Masih banyak faktor lain yang menyebabkan perbedaan persepsi dan kenyataan. Yang pasti, jika kita tarik lebih jauh, ujung-ujungnya ya keinginan politis (dan program kerja realistis). Kuba, yang ekonominya jauh lebih kecil dari Indonesia, bisa punya tenaga medis yang cukup berlimpah dan diacungi jempol dokter di Eropa, bahkan di Amerika Serikat yang notabene masih bermusuhan secara politik dan perdagangan.
Tapi sudahlah, tak perlu diskusi ini kita tarik hingga sejauh itu. Mari kita cukupkan dulu ke dokter cuma manusia. Lahir-mati, dengan karya di antara keduanya.
Mereka bukan mahadewa yang punya kuasa nyawa. Mereka cuma manusia yang bisa berupaya. Sama seperti karyawan ataupun pengangguran.
Kebetulan saja, upaya-upaya dokter itu njelimet dan kegagalan tindakan bisa berakibat fatal. Maka lahirlah prosedur dan sebagainya. Prosedur yang dalam teori dilindungi hukum lex specialist, bukan malah diserang dengan hukum pidana umum.

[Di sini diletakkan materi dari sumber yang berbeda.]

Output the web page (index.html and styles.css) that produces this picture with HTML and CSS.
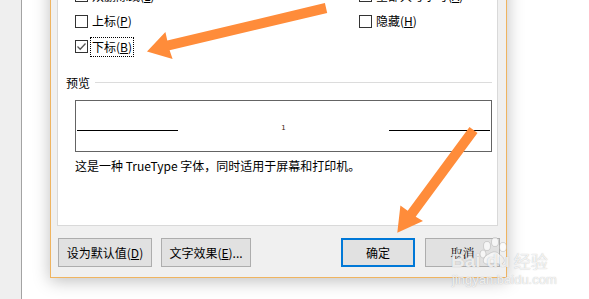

Anda bisa tidak sepakat dengan pernyataan saya barusan, tapi mari kita sepakat bahwa kekurangan tenaga medis (termasuk bidan, perawat, dan sarjana kesehatan) dan biaya kesehatan tinggi adalah sistem yang perlu kita gerus bersama sebagai bangsa. Jangan lempar tanggungjawab itu ke dokter, pemerintah, atau raja. Ini tugas kita bersama.